==== Material supplied ====
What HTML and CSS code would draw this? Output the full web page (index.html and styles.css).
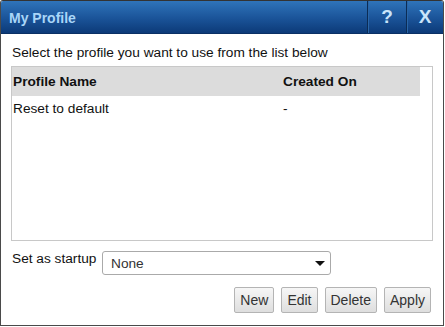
FILE: index.html
```html
<!DOCTYPE html>
<html lang="en">

<head>
    <meta charset="UTF-8">
    <title>My Profile</title>
    <link rel="stylesheet" href="styles.css">
</head>

<body>
    <div class="dialog">
        <div class="titlebar">
            <span class="title">My Profile</span>
            <span class="tb-btn">?</span>
            <span class="tb-btn">X</span>
        </div>
        <div class="body">
            <div class="hint">Select the profile you want to use from the list below</div>
            <div class="grid">
                <div class="row head">
                    <span class="c-name">Profile Name</span>
                    <span class="c-date">Created On</span>
                </div>
                <div class="row">
                    <span class="c-name">Reset to default</span>
                    <span class="c-date">-</span>
                </div>
            </div>
            <div class="startup">
                <span class="label">Set as startup</span>
                <div class="select">
                    <span>None</span>
                    <span class="arrow"></span>
                </div>
            </div>
            <div class="actions">
                <button>New</button>
                <button>Edit</button>
                <button>Delete</button>
                <button>Apply</button>
            </div>
        </div>
    </div>
</body>

</html>
```

FILE: styles.css
```css
* {
    margin: 0;
    padding: 0;
    box-sizing: border-box;
    font-family: 'Liberation Sans', Arial, sans-serif;
}

body {
    background: #ffffff;
    width: 445px;
    height: 327px;
}

.dialog {
    width: 444px;
    height: 326px;
    border: 1px solid #4a4a4a;
    border-top-color: #333;
    border-radius: 3px 3px 0 0;
    background: #fff;
    display: flex;
    flex-direction: column;
    overflow: hidden;
}

.titlebar {
    height: 33px;
    display: flex;
    align-items: stretch;
    background: linear-gradient(#2f74ba, #1a5398 55%, #0c3a78);
    border-bottom: 1px solid #0a3064;
}

.title {
    flex: 1;
    padding-left: 8px;
    display: flex;
    align-items: center;
    color: #a9d6f8;
    font-weight: bold;
    font-size: 14px;
    padding-top: 1px;
}

.tb-btn {
    width: 39px;
    display: flex;
    align-items: center;
    justify-content: center;
    border-left: 1px solid #0b2c55;
    box-shadow: inset 1px 0 0 #2a66a8;
    color: #c9e4fa;
    font-weight: bold;
    font-size: 19px;
}

.tb-btn:last-child {
    width: 37px;
}

.body {
    flex: 1;
    padding: 10px 11px 0 10px;
    display: flex;
    flex-direction: column;
}

.hint {
    font-size: 13.7px;
    color: #111;
    height: 22px;
    padding-left: 1px;
    padding-top: 1px;
}

.grid {
    height: 175px;
    width: 422px;
    border: 1px solid #c8c8c8;
    padding-right: 12px;
}

.row {
    display: flex;
    height: 25px;
    align-items: center;
    font-size: 13.7px;
    color: #111;
}

.row.head {
    height: 29px;
    background: #dcdcdc;
    font-weight: bold;
}

.c-name {
    width: 271px;
    padding-left: 1px;
}

.startup {
    display: flex;
    align-items: flex-start;
    margin-top: 10px;
    height: 36px;
}

.label {
    font-size: 13.7px;
    color: #111;
    width: 91px;
    padding-left: 1px;
}

.select {
    width: 229px;
    height: 24px;
    border: 1px solid #aaa;
    border-radius: 3px;
    display: flex;
    align-items: center;
    justify-content: space-between;
    padding: 0 5px 0 8px;
    font-size: 13.7px;
    color: #333;
}

.arrow {
    width: 0;
    height: 0;
    border-left: 5px solid transparent;
    border-right: 5px solid transparent;
    border-top: 5px solid #111;
}

.actions {
    display: flex;
    justify-content: flex-end;
    gap: 7px;
    padding-right: 1px;
}

.actions button {
    height: 26px;
    padding: 0 5px;
    font-size: 14px;
    color: #333;
    border: 1px solid #b4b4b4;
    border-radius: 2px;
    background: linear-gradient(#f6f6f6, #dedede);
}
```
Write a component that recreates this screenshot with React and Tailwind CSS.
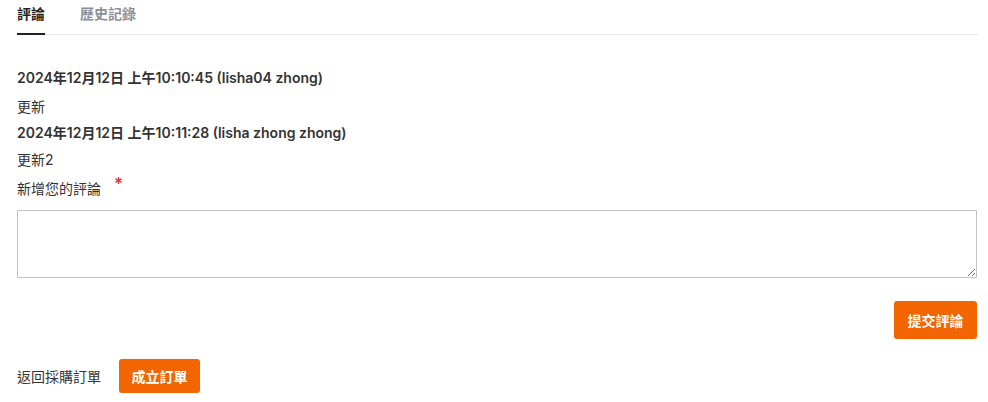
export default function App() {
  const font = { fontFamily: 'Inter, "Noto Sans CJK TC", sans-serif' };
  return (
    <div className="w-[988px] h-[402px] bg-white pl-[17px] pr-[10px] text-[#333]" style={font}>
      <div className="flex gap-[35px] border-b border-[#e5e7eb] text-[14px] font-semibold">
        <div className="pt-[3px] pb-[9px] border-b-2 border-[#222] text-[#222] -mb-px">評論</div>
        <div className="pt-[3px] pb-[9px] text-[#8b8f99]">歷史記錄</div>
      </div>
      <div className="pt-[32px] text-[14px]">
        <div className="font-semibold leading-[22px]">2024年12月12日 上午10:10:45 (lisha04 zhong)</div>
        <div className="mt-[8px] leading-[20px]">更新</div>
        <div className="mt-[5px] font-semibold leading-[22px]">2024年12月12日 上午10:11:28 (lisha zhong zhong)</div>
        <div className="mt-[6px] leading-[20px]">更新2</div>
        <div className="mt-[9px] leading-[20px] flex">
          新增您的評論
          <span className="text-[#e53935] ml-[13px] -mt-[5px] text-[17px] font-semibold">*</span>
        </div>
        <textarea className="mt-[11px] block w-[960px] h-[68px] border border-[#c4c4c4] outline-none" />
        <div className="flex justify-end mt-[23px] pr-px">
          <button className="w-[83px] h-[38px] rounded-[3px] bg-[#f26500] text-white font-semibold text-[14px]">提交評論</button>
        </div>
        <div className="flex items-center mt-[20px]">
          <span className="w-[102px]">返回採購訂單</span>
          <button className="w-[81px] h-[34px] rounded-[3px] bg-[#f26500] text-white font-semibold text-[14px]">成立訂單</button>
        </div>
      </div>
    </div>
  );
}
====
Transcribe the material exactly, and leave out whatever pictures it holds.

What HTML and CSS code would draw this? Output the full web page (index.html and styles.css).
FILE: index.html
```html
<!DOCTYPE html>
<html lang="en">

<head>
    <meta charset="UTF-8">
    <title>My Profile</title>
    <link rel="stylesheet" href="styles.css">
</head>

<body>
    <div class="dialog">
        <div class="titlebar">
            <span class="title">My Profile</span>
            <span class="tb-btn">?</span>
            <span class="tb-btn">X</span>
        </div>
        <div class="body">
            <div class="hint">Select the profile you want to use from the list below</div>
            <div class="grid">
                <div class="row head">
                    <span class="c-name">Profile Name</span>
                    <span class="c-date">Created On</span>
                </div>
                <div class="row">
                    <span class="c-name">Reset to default</span>
                    <span class="c-date">-</span>
                </div>
            </div>
            <div class="startup">
                <span class="label">Set as startup</span>
                <div class="select">
                    <span>None</span>
                    <span class="arrow"></span>
                </div>
            </div>
            <div class="actions">
                <button>New</button>
                <button>Edit</button>
                <button>Delete</button>
                <button>Apply</button>
            </div>
        </div>
    </div>
</body>

</html>
```

FILE: styles.css
```css
* {
    margin: 0;
    padding: 0;
    box-sizing: border-box;
    font-family: 'Liberation Sans', Arial, sans-serif;
}

body {
    background: #ffffff;
    width: 445px;
    height: 327px;
}

.dialog {
    width: 444px;
    height: 326px;
    border: 1px solid #4a4a4a;
    border-top-color: #333;
    border-radius: 3px 3px 0 0;
    background: #fff;
    display: flex;
    flex-direction: column;
    overflow: hidden;
}

.titlebar {
    height: 33px;
    display: flex;
    align-items: stretch;
    background: linear-gradient(#2f74ba, #1a5398 55%, #0c3a78);
    border-bottom: 1px solid #0a3064;
}

.title {
    flex: 1;
    padding-left: 8px;
    display: flex;
    align-items: center;
    color: #a9d6f8;
    font-weight: bold;
    font-size: 14px;
    padding-top: 1px;
}

.tb-btn {
    width: 39px;
    display: flex;
    align-items: center;
    justify-content: center;
    border-left: 1px solid #0b2c55;
    box-shadow: inset 1px 0 0 #2a66a8;
    color: #c9e4fa;
    font-weight: bold;
    font-size: 19px;
}

.tb-btn:last-child {
    width: 37px;
}

.body {
    flex: 1;
    padding: 10px 11px 0 10px;
    display: flex;
    flex-direction: column;
}

.hint {
    font-size: 13.7px;
    color: #111;
    height: 22px;
    padding-left: 1px;
    padding-top: 1px;
}

.grid {
    height: 175px;
    width: 422px;
    border: 1px solid #c8c8c8;
    padding-right: 12px;
}

.row {
    display: flex;
    height: 25px;
    align-items: center;
    font-size: 13.7px;
    color: #111;
}

.row.head {
    height: 29px;
    background: #dcdcdc;
    font-weight: bold;
}

.c-name {
    width: 271px;
    padding-left: 1px;
}

.startup {
    display: flex;
    align-items: flex-start;
    margin-top: 10px;
    height: 36px;
}

.label {
    font-size: 13.7px;
    color: #111;
    width: 91px;
    padding-left: 1px;
}

.select {
    width: 229px;
    height: 24px;
    border: 1px solid #aaa;
    border-radius: 3px;
    display: flex;
    align-items: center;
    justify-content: space-between;
    padding: 0 5px 0 8px;
    font-size: 13.7px;
    color: #333;
}

.arrow {
    width: 0;
    height: 0;
    border-left: 5px solid transparent;
    border-right: 5px solid transparent;
    border-top: 5px solid #111;
}

.actions {
    display: flex;
    justify-content: flex-end;
    gap: 7px;
    padding-right: 1px;
}

.actions button {
    height: 26px;
    padding: 0 5px;
    font-size: 14px;
    color: #333;
    border: 1px solid #b4b4b4;
    border-radius: 2px;
    background: linear-gradient(#f6f6f6, #dedede);
}
```
Write a component that recreates this screenshot with React and Tailwind CSS.
export default function App() {
  const font = { fontFamily: 'Inter, "Noto Sans CJK TC", sans-serif' };
  return (
    <div className="w-[988px] h-[402px] bg-white pl-[17px] pr-[10px] text-[#333]" style={font}>
      <div className="flex gap-[35px] border-b border-[#e5e7eb] text-[14px] font-semibold">
        <div className="pt-[3px] pb-[9px] border-b-2 border-[#222] text-[#222] -mb-px">評論</div>
        <div className="pt-[3px] pb-[9px] text-[#8b8f99]">歷史記錄</div>
      </div>
      <div className="pt-[32px] text-[14px]">
        <div className="font-semibold leading-[22px]">2024年12月12日 上午10:10:45 (lisha04 zhong)</div>
        <div className="mt-[8px] leading-[20px]">更新</div>
        <div className="mt-[5px] font-semibold leading-[22px]">2024年12月12日 上午10:11:28 (lisha zhong zhong)</div>
        <div className="mt-[6px] leading-[20px]">更新2</div>
        <div className="mt-[9px] leading-[20px] flex">
          新增您的評論
          <span className="text-[#e53935] ml-[13px] -mt-[5px] text-[17px] font-semibold">*</span>
        </div>
        <textarea className="mt-[11px] block w-[960px] h-[68px] border border-[#c4c4c4] outline-none" />
        <div className="flex justify-end mt-[23px] pr-px">
          <button className="w-[83px] h-[38px] rounded-[3px] bg-[#f26500] text-white font-semibold text-[14px]">提交評論</button>
        </div>
        <div className="flex items-center mt-[20px]">
          <span className="w-[102px]">返回採購訂單</span>
          <button className="w-[81px] h-[34px] rounded-[3px] bg-[#f26500] text-white font-semibold text-[14px]">成立訂單</button>
        </div>
      </div>
    </div>
  );
}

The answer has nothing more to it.